Back home in Columbus, Father Girardi said he felt much like a nomad after years spent away in Indiana for college and working in Michigan. He needed to find a home parish.
The Girardi family has deep ties to Grandview Heights, located just west of Columbus. Father Girardi’s ancestry includes Italian immigrants who settled in the area.
His father attended the former Columbus Our Lady of Victory grade school, located near Grandview in the Village of Marble Cliff. He also has a sister, who lives nearby, married at and attending Our Lady of Victory Church.
“I called up Father Romano Ciotola at the time, who was the pastor there (who died shortly after in 2019), and we talked,” Father Girardi said. “We got lunch one day, and he was just overjoyed that he’d have a seminarian there at Victory.”

He described studying for the priesthood at the Josephinum, located in north Columbus, as a time of intense formation. Father Girardi said he was confronted with his weaknesses and habits. He explained that, in seminary, he needed to break habits that were moving him away from Christ and build ones that would conform him to the Lord.
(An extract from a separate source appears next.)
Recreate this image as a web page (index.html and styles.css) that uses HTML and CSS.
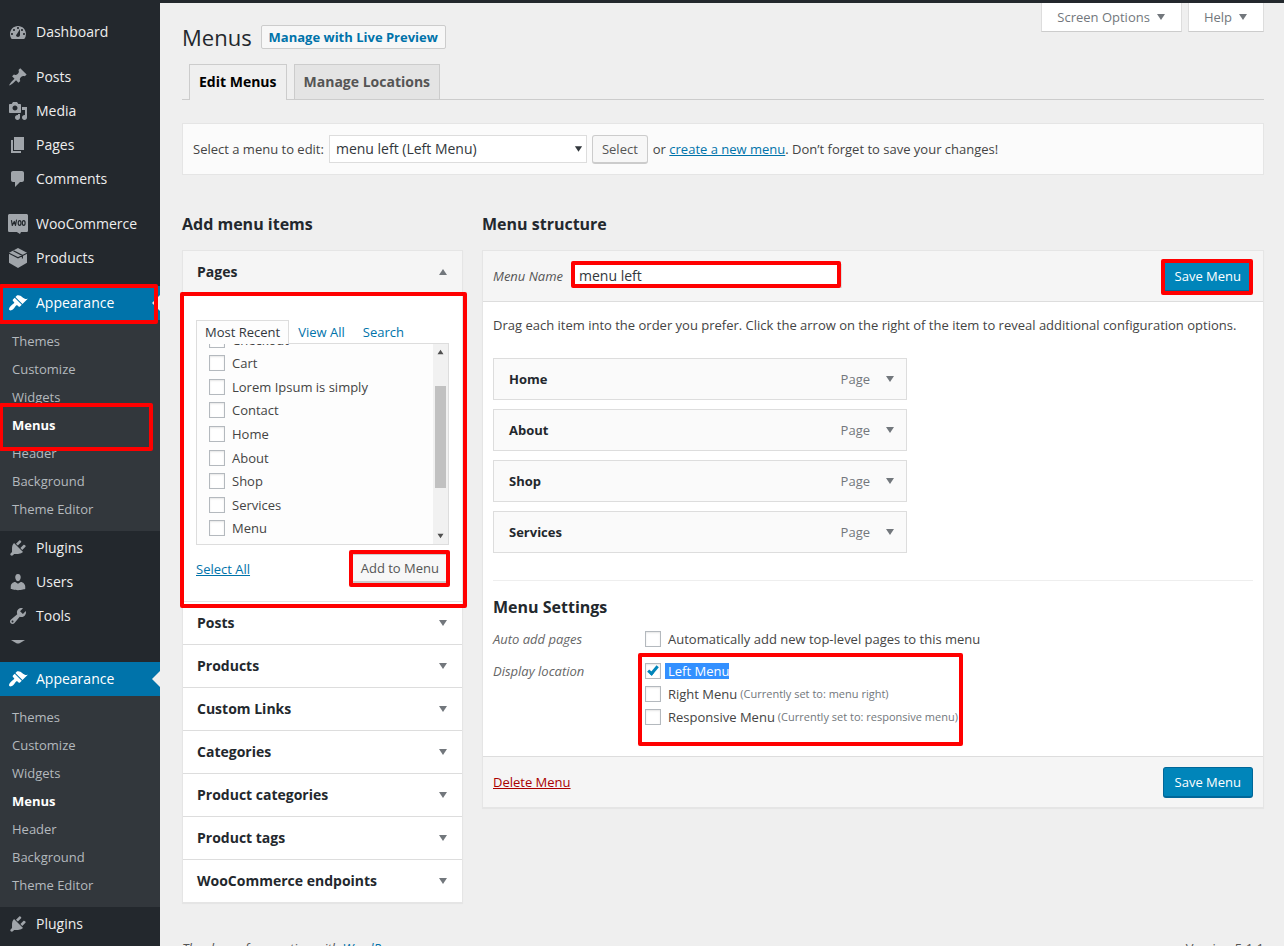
FILE: index.html
```html
<!DOCTYPE html>
<html lang="en">
<head>
<meta charset="utf-8">
<meta name="viewport" content="width=device-width, initial-scale=1">
<title>Menus</title>
<link rel="stylesheet" href="styles.css">
</head>
<body>
<svg class="sprite" aria-hidden="true">
  <symbol id="i-dashboard" viewBox="0 0 20 20"><path fill-rule="evenodd" d="M3.76 17h12.48A7.99 7.99 0 0 0 18 12c0-4.41-3.58-8-8-8s-8 3.59-8 8c0 1.9.66 3.64 1.76 5zM10 5c.55 0 1 .45 1 1s-.45 1-1 1-1-.45-1-1 .45-1 1-1zM6 7c.55 0 1 .45 1 1s-.45 1-1 1-1-.45-1-1 .45-1 1-1zm8 0c.55 0 1 .45 1 1s-.45 1-1 1-1-.45-1-1 .45-1 1-1zm-5.37 5.55L12 7v6c0 1.1-.9 2-2 2s-2-.9-2-2c0-.57.24-.08.63-.45zM4 11c.55 0 1 .45 1 1s-.45 1-1 1-1-.45-1-1 .45-1 1-1zm12 0c.55 0 1 .45 1 1s-.45 1-1 1-1-.45-1-1 .45-1 1-1z"/></symbol>
  <symbol id="i-post" viewBox="0 0 20 20"><path d="M10.44 3.02l1.82-1.82 6.36 6.35-1.83 1.82c-1.05-.68-2.48-.57-3.41.36l-.75.75c-.92.93-1.04 2.35-.35 3.41l-1.83 1.82-2.41-2.41-2.8 2.79c-.42.42-3.38 2.71-3.8 2.29s1.86-3.39 2.28-3.81l2.79-2.79L4.1 9.36l1.83-1.82c1.05.69 2.48.57 3.4-.36l.75-.75c.93-.92 1.05-2.35.36-3.41z"/></symbol>
  <symbol id="i-media" viewBox="0 0 20 20"><path fill-rule="evenodd" d="M13 11V4c0-.55-.45-1-1-1h-1.67L9 1H5L3.67 3H2c-.55 0-1 .45-1 1v7c0 .55.45 1 1 1h10c.55 0 1-.45 1-1zM7 4.5c1.38 0 2.5 1.12 2.5 2.5S8.38 9.5 7 9.5 4.5 8.38 4.5 7 5.62 4.5 7 4.5zM14 6h5v10.5c0 1.38-1.12 2.5-2.5 2.5S14 17.88 14 16.5s1.12-2.5 2.5-2.5c.17 0 .34.02.5.05V9h-3V6zm-4 8.05V13h2v3.5c0 1.38-1.12 2.5-2.5 2.5S7 17.88 7 16.5 8.12 14 9.5 14c.17 0 .34.02.5.05z"/></symbol>
  <symbol id="i-page" viewBox="0 0 20 20"><path d="M6 15V2h10v13H6zm-1 1h8v2H3V5h2v11z"/></symbol>
  <symbol id="i-comment" viewBox="0 0 20 20"><path d="M5 2h9c1.1 0 2 .9 2 2v7c0 1.1-.9 2-2 2h-2l-5 5v-5H5c-1.1 0-2-.9-2-2V4c0-1.1.9-2 2-2z"/></symbol>
  <symbol id="i-woo" viewBox="0 0 20 20"><path d="M1.6 0h16.8c.9 0 1.6.7 1.6 1.600v14.800c0 .9-.7 1.600-1.600 1.600H13l-1 2-3.200-2H1.600C.7 18 0 17.300 0 16.400V1.600C0 .7.7 0 1.600 0z"/><g fill="none" stroke="#23282d" stroke-width="1.200" stroke-linejoin="round" stroke-linecap="round"><path d="M3.500 6.500l.8 5 2-4 1.200 4 1-5.500"/><ellipse cx="11.600" cy="9" rx="1.400" ry="2.300"/><ellipse cx="15.700" cy="9" rx="1.400" ry="2.300"/></g></symbol>
  <symbol id="i-product" viewBox="0 0 20 20"><path d="M10 0l9 4.800v10L10 20l-9-5.200v-10z"/><path fill="none" stroke="#23282d" stroke-width="1.100" d="M1 5.200L10 9.800l9-4.600M5.400 2.800l9 4.600v3.200"/></symbol>
  <symbol id="i-appearance" viewBox="0 0 20 20"><path d="M14.48 11.06L7.41 3.99l1.5-1.5c.5-.56 2.3-.47 3.51.32 1.21.8 1.43 1.28 2.91 2.1 1.18.64 2.45 1.26 4.45.85zm-.71.71L6.7 4.7 4.93 6.47c-.39.39-.39 1.02 0 1.41l1.06 1.06c.39.39.39 1.03 0 1.42-.6.6-1.43 1.11-2.21 1.69-.35.26-.7.53-1.01.84C1.43 14.23.4 16.08 1.4 17.07c.99 1 2.84-.03 4.18-1.36.31-.31.58-.66.85-1.02.57-.78 1.08-1.61 1.69-2.21.39-.39 1.02-.39 1.41 0l1.06 1.06c.39.39 1.02.39 1.41 0z"/></symbol>
  <symbol id="i-plugin" viewBox="0 0 20 20"><path d="M13.11 4.36L9.87 7.6 8 5.73l3.24-3.24c.35-.34 1.05-.2 1.56.32.52.51.66 1.21.31 1.55zm-8 1.77l.91-1.12 9.01 9.01-1.19.84c-.71.71-2.63 1.16-3.82 1.16H6.14L4.9 17.26c-.59.59-1.54.59-2.12 0-.59-.58-.59-1.53 0-2.12l1.24-1.24v-3.88c0-1.13.4-3.19 1.09-3.89zm7.26 3.97l3.24-3.24c.34-.35 1.04-.21 1.55.31.52.51.66 1.21.31 1.55l-3.24 3.25z"/></symbol>
  <symbol id="i-user" viewBox="0 0 20 20"><path d="M10 9.25c-2.27 0-2.73-3.44-2.73-3.44C7 4.02 7.82 2 9.97 2c2.16 0 2.98 2.02 2.71 3.81 0 0-.41 3.44-2.68 3.44zm0 2.57L12.72 10c2.39 0 4.52 2.33 4.52 4.53v2.49s-3.65 1.13-7.24 1.13c-3.65 0-7.24-1.13-7.24-1.13v-2.49c0-2.25 1.94-4.48 4.47-4.48z"/></symbol>
  <symbol id="i-tool" viewBox="0 0 20 20"><path fill-rule="evenodd" d="M16.68 9.77c-1.34 1.34-3.3 1.67-4.95.99l-5.41 6.52c-.99.99-2.59.99-3.58 0s-.99-2.59 0-3.57l6.52-5.42c-.68-1.65-.35-3.61.99-4.95 1.28-1.28 3.12-1.62 4.72-1.06l-2.89 2.89 2.82 2.82 2.86-2.87c.53 1.58.18 3.39-1.08 4.65zM3.81 16.21c.4.39 1.04.39 1.43 0 .4-.4.4-1.04 0-1.43-.39-.4-1.03-.4-1.43 0-.39.39-.39 1.03 0 1.43z"/></symbol>
  <symbol id="i-down" viewBox="0 0 10 8"><path d="M1 1h8L5 7z"/></symbol>
  <symbol id="i-up" viewBox="0 0 10 8"><path d="M1 7h8L5 1z"/></symbol>
</svg>
<div class="topbar"></div>
<div class="admin">
  <nav class="side" aria-label="Main menu">
    <a class="side-item" href="#"><svg class="ico"><use href="#i-dashboard"/></svg>Dashboard</a>
    <a class="side-item gap" href="#"><svg class="ico"><use href="#i-post"/></svg>Posts</a>
    <a class="side-item" href="#"><svg class="ico"><use href="#i-media"/></svg>Media</a>
    <a class="side-item" href="#"><svg class="ico"><use href="#i-page"/></svg>Pages</a>
    <a class="side-item" href="#"><svg class="ico"><use href="#i-comment"/></svg>Comments</a>
    <a class="side-item gap" href="#"><svg class="ico"><use href="#i-woo"/></svg>WooCommerce</a>
    <a class="side-item" href="#"><svg class="ico"><use href="#i-product"/></svg>Products</a>
    <a class="side-item gap current" href="#"><svg class="ico"><use href="#i-appearance"/></svg>Appearance<span class="mark mark-appearance"></span></a>
    <div class="submenu">
      <a class="sub" href="#">Themes</a>
      <a class="sub" href="#">Customize</a>
      <a class="sub" href="#">Widgets</a>
      <a class="sub active" href="#">Menus<span class="mark mark-menus"></span></a>
      <a class="sub" href="#">Header</a>
      <a class="sub" href="#">Background</a>
      <a class="sub" href="#">Theme Editor</a>
    </div>
    <a class="side-item" href="#"><svg class="ico"><use href="#i-plugin"/></svg>Plugins</a>
    <a class="side-item" href="#"><svg class="ico"><use href="#i-user"/></svg>Users</a>
    <a class="side-item" href="#"><svg class="ico"><use href="#i-tool"/></svg>Tools</a>
    <div class="cut"><svg class="cut-shape" viewBox="0 0 14 4"><path d="M0 0h14L9 3q-2 1-4 0z"/></svg></div>
    <a class="side-item current" href="#"><svg class="ico"><use href="#i-appearance"/></svg>Appearance</a>
    <div class="submenu">
      <a class="sub" href="#">Themes</a>
      <a class="sub" href="#">Customize</a>
      <a class="sub" href="#">Widgets</a>
      <a class="sub active" href="#">Menus</a>
      <a class="sub" href="#">Header</a>
      <a class="sub" href="#">Background</a>
      <a class="sub" href="#">Theme Editor</a>
    </div>
    <a class="side-item" href="#"><svg class="ico"><use href="#i-plugin"/></svg>Plugins</a>
  </nav>

  <main class="content">
    <header class="head">
      <h1 class="title">Menus</h1>
      <a class="title-action" href="#">Manage with Live Preview</a>
      <div class="meta">
        <button class="meta-btn" type="button">Screen Options <svg class="tri"><use href="#i-down"/></svg></button>
        <button class="meta-btn" type="button">Help <svg class="tri"><use href="#i-down"/></svg></button>
      </div>
    </header>

    <nav class="tabs" aria-label="Menu screens">
      <a class="tab on" href="#">Edit Menus</a>
      <a class="tab" href="#">Manage Locations</a>
    </nav>

    <form class="picker">
      <label for="menu-select">Select a menu to edit:</label>
      <span class="select-wrap">
        <select class="select" id="menu-select"><option>menu left (Left Menu)</option></select>
        <svg class="select-tri"><use href="#i-down"/></svg>
      </span>
      <button class="btn" type="button">Select</button>
      <span>or <a class="link" href="#">create a new menu</a>. Don’t forget to save your changes!</span>
    </form>

    <div class="cols">
      <section>
        <h2 class="h2">Add menu items</h2>
        <div class="card">
          <button class="acc acc-open" type="button">Pages <svg class="tri"><use href="#i-up"/></svg></button>
          <div class="pages">
            <div class="ptabs">
              <a class="ptab on" href="#">Most Recent</a>
              <a class="ptab" href="#">View All</a>
              <a class="ptab" href="#">Search</a>
            </div>
            <div class="list-box">
              <div class="list">
                <label class="check"><input class="box" type="checkbox">Checkout</label>
                <label class="check"><input class="box" type="checkbox">Cart</label>
                <label class="check"><input class="box" type="checkbox">Lorem Ipsum is simply</label>
                <label class="check"><input class="box" type="checkbox">Contact</label>
                <label class="check"><input class="box" type="checkbox">Home</label>
                <label class="check"><input class="box" type="checkbox">About</label>
                <label class="check"><input class="box" type="checkbox">Shop</label>
                <label class="check"><input class="box" type="checkbox">Services</label>
                <label class="check"><input class="box" type="checkbox">Menu</label>
              </div>
              <div class="scroll">
                <svg class="scroll-tri"><use href="#i-up"/></svg>
                <div class="track"><div class="thumb"></div></div>
                <svg class="scroll-tri"><use href="#i-down"/></svg>
              </div>
            </div>
            <div class="pages-foot">
              <a class="link" href="#">Select All</a>
              <span class="marked"><button class="btn" type="button">Add to Menu</button><span class="mark mark-add"></span></span>
            </div>
            <span class="mark mark-pages"></span>
          </div>
          <button class="acc" type="button">Posts <svg class="tri"><use href="#i-down"/></svg></button>
          <button class="acc" type="button">Products <svg class="tri"><use href="#i-down"/></svg></button>
          <button class="acc" type="button">Custom Links <svg class="tri"><use href="#i-down"/></svg></button>
          <button class="acc" type="button">Categories <svg class="tri"><use href="#i-down"/></svg></button>
          <button class="acc" type="button">Product categories <svg class="tri"><use href="#i-down"/></svg></button>
          <button class="acc" type="button">Product tags <svg class="tri"><use href="#i-down"/></svg></button>
          <button class="acc" type="button">WooCommerce endpoints <svg class="tri"><use href="#i-down"/></svg></button>
        </div>
      </section>

      <section>
        <h2 class="h2">Menu structure</h2>
        <form class="card">
          <div class="bar bar-top">
            <label class="name-label" for="menu-name">Menu Name</label>
            <span class="marked"><input class="name" id="menu-name" type="text" value="menu left"><span class="mark mark-name"></span></span>
            <span class="marked push"><button class="btn primary" type="button">Save Menu</button><span class="mark mark-save"></span></span>
          </div>
          <div class="body">
            <p class="hint">Drag each item into the order you prefer. Click the arrow on the right of the item to reveal additional configuration options.</p>
            <div class="items">
              <div class="item"><b class="item-name">Home</b><span>Page</span><svg class="tri"><use href="#i-down"/></svg></div>
              <div class="item"><b class="item-name">About</b><span>Page</span><svg class="tri"><use href="#i-down"/></svg></div>
              <div class="item"><b class="item-name">Shop</b><span>Page</span><svg class="tri"><use href="#i-down"/></svg></div>
              <div class="item"><b class="item-name">Services</b><span>Page</span><svg class="tri"><use href="#i-down"/></svg></div>
            </div>
            <div class="settings">
              <h3 class="h3">Menu Settings</h3>
              <div class="set">
                <span class="set-name">Auto add pages</span>
                <label class="check"><input class="box" type="checkbox">Automatically add new top-level pages to this menu</label>
              </div>
              <div class="set">
                <span class="set-name">Display location</span>
                <div class="locs">
                  <label class="check"><input class="box" type="checkbox" checked><span class="selected">Left Menu</span></label>
                  <label class="check"><input class="box" type="checkbox">Right Menu <small class="now">(Currently set to: menu right)</small></label>
                  <label class="check"><input class="box" type="checkbox">Responsive Menu <small class="now">(Currently set to: responsive menu)</small></label>
                  <span class="mark mark-locs"></span>
                </div>
              </div>
            </div>
          </div>
          <div class="bar bar-bottom">
            <a class="link danger" href="#">Delete Menu</a>
            <button class="btn primary push" type="button">Save Menu</button>
          </div>
        </form>
      </section>
    </div>

    <footer class="foot">
      <i>Thank you for creating with <a class="foot-link" href="#">WordPress</a>.</i>
      <span>Version 5.1.1</span>
    </footer>
  </main>
</div>
</body>
</html>
```
FILE: styles.css
```css
* { box-sizing: border-box; }

body {
  margin: 0;
  height: 100vh;
  overflow: hidden;
  background: #efefef;
  color: #444;
  font: 13px/20px "Open Sans", sans-serif;
}

button, input, select { font: inherit; color: inherit; }
button { cursor: pointer; }
h1, h2, h3, p { margin: 0; }
.sprite { display: none; }

.topbar { height: 3px; background: #23282d; }
.admin { display: flex; align-items: flex-start; }

/* Sidebar */
.side {
  flex: 0 0 160px;
  min-height: 100vh;
  padding-top: 12px;
  background: #23282d;
}
.side-item {
  position: relative;
  display: flex;
  align-items: center;
  gap: 8px;
  height: 34px;
  padding: 0 8px;
  color: #eee;
  font-size: 14px;
  text-decoration: none;
}
.gap { margin-top: 11px; }
.ico { width: 20px; height: 20px; fill: #a0a5aa; }
.current { background: #0073aa; color: #fff; }
.current .ico { fill: #fff; }
.current::after {
  content: "";
  position: absolute;
  right: 0;
  top: 9px;
  border: 8px solid transparent;
  border-left: 0;
  border-right-color: #efefef;
}
.submenu { padding: 7px 0 8px; background: #32373c; }
.sub {
  position: relative;
  display: block;
  padding: 4px 12px;
  color: #b4b9be;
  text-decoration: none;
}
.sub.active { color: #fff; font-weight: 700; }
.cut { height: 29px; padding: 7px 11px; }
.cut-shape { display: block; width: 14px; height: 4px; fill: #a0a5aa; }

/* Red highlight frames drawn over the screen */
.marked { position: relative; display: flex; }
.mark {
  position: absolute;
  z-index: 2;
  border: 4px solid #f00;
  border-radius: 2px;
  pointer-events: none;
}
.mark-appearance { inset: -2px 2px -4px -1px; }
.mark-menus { inset: -8px 7px -12px -1px; }
.mark-pages { inset: -2px -5px -7px -3px; }
.mark-add { inset: -4px -1px -4px -2px; }
.mark-name { inset: -3px 1px 0 -2px; }
.mark-save { inset: -2px 0 -3px -2px; }
.mark-locs { inset: -8px auto -19px -7px; width: 325px; }

/* Page header */
.content { flex: 1; min-width: 0; padding: 0 20px 0 22px; }
.head { display: flex; align-items: flex-start; gap: 9px; height: 61px; }
.title { padding-top: 19px; color: #23282d; font-size: 22px; font-weight: 400; line-height: 30px; }
.title-action {
  margin-top: 22px;
  padding: 1px 7px;
  border: 1px solid #ccc;
  border-radius: 2px;
  background: #f7f7f7;
  color: #0073aa;
  font-weight: 700;
  text-decoration: none;
}
.meta { display: flex; gap: 6px; margin-left: auto; }
.meta-btn {
  display: flex;
  align-items: center;
  gap: 6px;
  height: 29px;
  padding: 0 15px;
  border: 1px solid #ddd;
  border-top: 0;
  border-bottom-color: #ccc;
  background: #fff;
  color: #72777c;
}
.tri { width: 10px; height: 8px; fill: #72777c; }

.tabs { display: flex; gap: 7px; padding: 0 7px; border-bottom: 1px solid #ccc; }
.tab {
  padding: 5px 9px;
  border: 1px solid #ccc;
  border-bottom: 0;
  background: #e4e4e4;
  color: #555;
  font-size: 14px;
  font-weight: 700;
  line-height: 24px;
  text-decoration: none;
}
.tab.on { margin-bottom: -1px; background: #efefef; color: #000; }

.picker {
  display: flex;
  align-items: center;
  gap: 5px;
  height: 52px;
  margin-top: 23px;
  padding: 0 10px;
  border: 1px solid #e5e5e5;
  background: #fbfbfb;
}
.select-wrap { position: relative; }
.select {
  display: block;
  appearance: none;
  width: 258px;
  height: 28px;
  padding: 0 6px;
  border: 1px solid #ddd;
  border-radius: 0;
  background: #fff;
  color: #32373c;
  font-size: 14px;
}
.select-tri { position: absolute; right: 4px; top: 10px; width: 9px; height: 8px; fill: #32373c; pointer-events: none; }
.btn {
  height: 29px;
  padding: 0 9px;
  border: 1px solid #ccc;
  border-bottom-width: 2px;
  border-radius: 3px;
  background: #f7f7f7;
  color: #555;
}
.primary {
  height: 31px;
  padding: 0 11px;
  border-color: #006799;
  background: #0085ba;
  color: #fff;
}
.link { color: #0073aa; text-decoration: underline; }
.danger { color: #a00; }

/* Columns */
.cols { display: grid; grid-template-columns: 281px minmax(0, 1fr); gap: 19px; align-items: start; margin-top: 37px; }
.h2 { margin-bottom: 14px; color: #23282d; font-size: 16px; line-height: 24px; }
.card { border: 1px solid #e5e5e5; background: #fff; box-shadow: 0 1px 1px rgba(0, 0, 0, .04); }

.acc {
  display: flex;
  align-items: center;
  justify-content: space-between;
  width: 100%;
  height: 43px;
  padding: 0 14px;
  border: 0;
  border-bottom: 1px solid #ddd;
  background: #fff;
  color: #23282d;
  font-size: 14px;
  font-weight: 700;
}
.acc:last-child { height: 42px; border-bottom: 0; }
.acc-open { background: #f5f5f5; }
.pages { position: relative; padding: 26px 13px 18px; border-bottom: 1px solid #e5e5e5; }
.ptabs { display: flex; }
.ptab { padding: 0 8px; border: 1px solid transparent; border-bottom: 0; color: #0073aa; line-height: 22px; text-decoration: none; }
.ptab.on { position: relative; margin-bottom: -1px; border-color: #ddd; background: #fdfdfd; color: #32373c; }
.list-box { display: flex; height: 202px; border: 1px solid #ddd; background: #fdfdfd; overflow: hidden; }
.list {
  display: grid;
  grid-auto-rows: 1fr;
  flex: 1;
  align-self: flex-end;
  height: 212px;
  margin-bottom: 4px;
  padding-left: 12px;
}
.check { display: flex; align-items: center; gap: 7px; min-height: 20px; }
.box {
  appearance: none;
  flex: none;
  width: 16px;
  height: 16px;
  margin: 0;
  border: 1px solid #b4b9be;
  background: #fff;
  box-shadow: inset 0 1px 2px rgba(0, 0, 0, .1);
}
.box:checked::before {
  content: "";
  display: block;
  box-sizing: content-box;
  width: 3px;
  height: 8px;
  margin: 0 auto;
  border: solid #0085ba;
  border-width: 0 3px 3px 0;
  rotate: 40deg;
}
.scroll { display: flex; flex-direction: column; align-items: center; width: 15px; padding: 5px 0; background: #f1f1f1; }
.scroll-tri { width: 9px; height: 6px; fill: #505050; }
.track { flex: 1; padding-top: 31px; }
.thumb { width: 11px; height: 102px; background: #c1c1c1; }
.pages-foot { display: flex; align-items: center; justify-content: space-between; margin-top: 9px; }

/* Menu structure */
.bar { display: flex; align-items: center; padding: 0 10px; background: #f5f5f5; }
.bar-top { height: 51px; border-bottom: 1px solid #ddd; }
.bar-bottom { height: 51px; border-top: 1px solid #ddd; }
.push { margin-left: auto; }
.name-label { width: 80px; font-style: italic; color: #555; }
.name {
  width: 269px;
  height: 24px;
  padding: 0 5px 2px;
  border: 1px solid #ddd;
  background: #fff;
  color: #32373c;
  font-size: 14px;
}
.body { padding: 13px 10px 29px; }
.items { display: grid; gap: 9px; max-width: 414px; margin-top: 23px; }
.item {
  display: flex;
  align-items: center;
  height: 42px;
  padding: 0 11px 0 15px;
  border: 1px solid #ddd;
  background: #fafafa;
  color: #72777c;
}
.item .tri { margin-left: 15px; }
.item-name { margin-right: auto; color: #23282d; }
.settings { margin-top: 27px; padding-top: 14px; border-top: 1px solid #eee; }
.h3 { margin-bottom: 10px; color: #23282d; font-size: 16px; line-height: 24px; }
.set { display: grid; grid-template-columns: 152px minmax(0, 1fr); margin-bottom: 12px; }
.set:last-child { margin-bottom: 0; }
.set-name { color: #666; font-style: italic; }
.locs { position: relative; display: grid; gap: 3px; }
.selected { margin-left: -3px; padding-left: 3px; background: #3390ff; color: #fff; line-height: 16px; }
.now { margin-left: -4px; color: #72777c; font-size: 11px; }

.foot { display: flex; justify-content: space-between; margin-top: 35px; color: #555; }
.foot-link { color: #0073aa; text-decoration: none; }
```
“It’s been a real time of challenge,” he acknowledged, “but a challenge that has helped me to grow to be more like Christ and to grow into a priest.”
Father Girardi largely credited the support he received as a seminarian for completing his journey to the priesthood. The faithful in the diocese played a significant role in helping him keep going.
“Seeing the hunger that people have for the Eucharist, the hunger that people have for priests, has many, many times gotten me through difficulties throughout my formation,” he said.
“I can look to the faith of the holy people in our diocese and see how much they want Jesus, how much they want the Eucharist, how much they need the sacraments. When I see their faith, and when I see their support and experience that personally, it increases my faith, and it increases the stability of my call to the priesthood.
“I couldn’t answer this call without the faithful.”